Q. Three places sequences enter computer vision?
A.

(1) Output: image captioning produces a sequence of words. (2) Input: video understanding processes a sequence of frames. (3) Both/internal: Vision Transformer treats an image as a sequence of patches.

Q. Basic RNN update rule?
A.

h_t = f(W · x_t + U · h_{t-1} + b). Carry hidden state forward step by step; output at each step is read from the hidden state.

Q. Two structural limits of basic RNNs?
A.

(1) Sequential by construction; cannot parallelize across timesteps. (2) Weak at long-range dependencies; later steps tend to forget far-back information even with LSTM gating.

Q. Standard attention formula?
A.

Attention(Q, K, V) = softmax( Q · K^T / sqrt(d_k) ) · V. Compatibility scores → scaled → softmax → weighted average of values.

Q. Two lifts attention gives over RNNs?
A.

(1) Parallelism: all positions in parallel (no sequential dependency). (2) Long-range: every output position attends directly to every input position, no distance penalty. Both from the same change.

Q. Vision Transformer (ViT) in one sentence?
A.

Cut image into patches, embed each as a vector, treat as a sequence, run a standard transformer encoder, read off a class-token representation, with no convolution at all.

Q. Classic CNN-RNN image captioning?
A.

CNN encoder produces a feature vector; RNN decoder generates the caption word by word, conditioned on that vector.

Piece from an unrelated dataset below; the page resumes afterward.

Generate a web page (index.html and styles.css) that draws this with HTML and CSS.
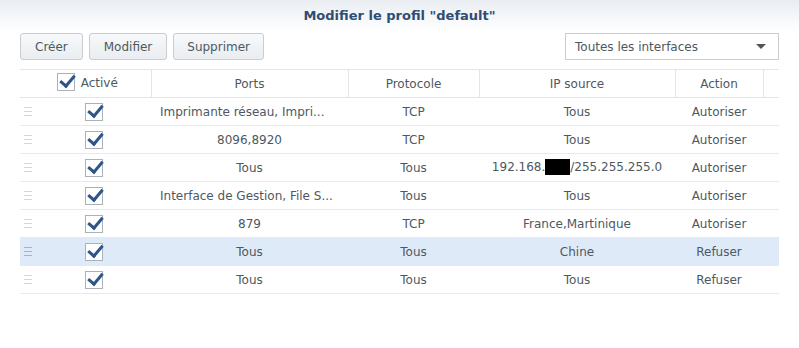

Modern variants replace the RNN with attention so each word can attend to specific image regions.

Q. Why might transformer outperform CNN at scale but not at moderate scale?
A.

CNNs have strong vision-specific inductive biases (locality, translation equivariance) that help when data is limited. Transformers have weaker inductive biases but scale further with more data and compute; given enough of both, the transformer’s flexibility wins. Below that threshold, CNNs remain competitive.

Q. Where are the deep mechanics for recurrence and attention covered?
A.

Recurrence: Track 12 lesson 2 (Why sequences need memory). Attention + transformer blocks: Track 5 multi-lesson sequence and Track 14 (practical transformers). T16 L7 stays at the applied-to-vision level by design.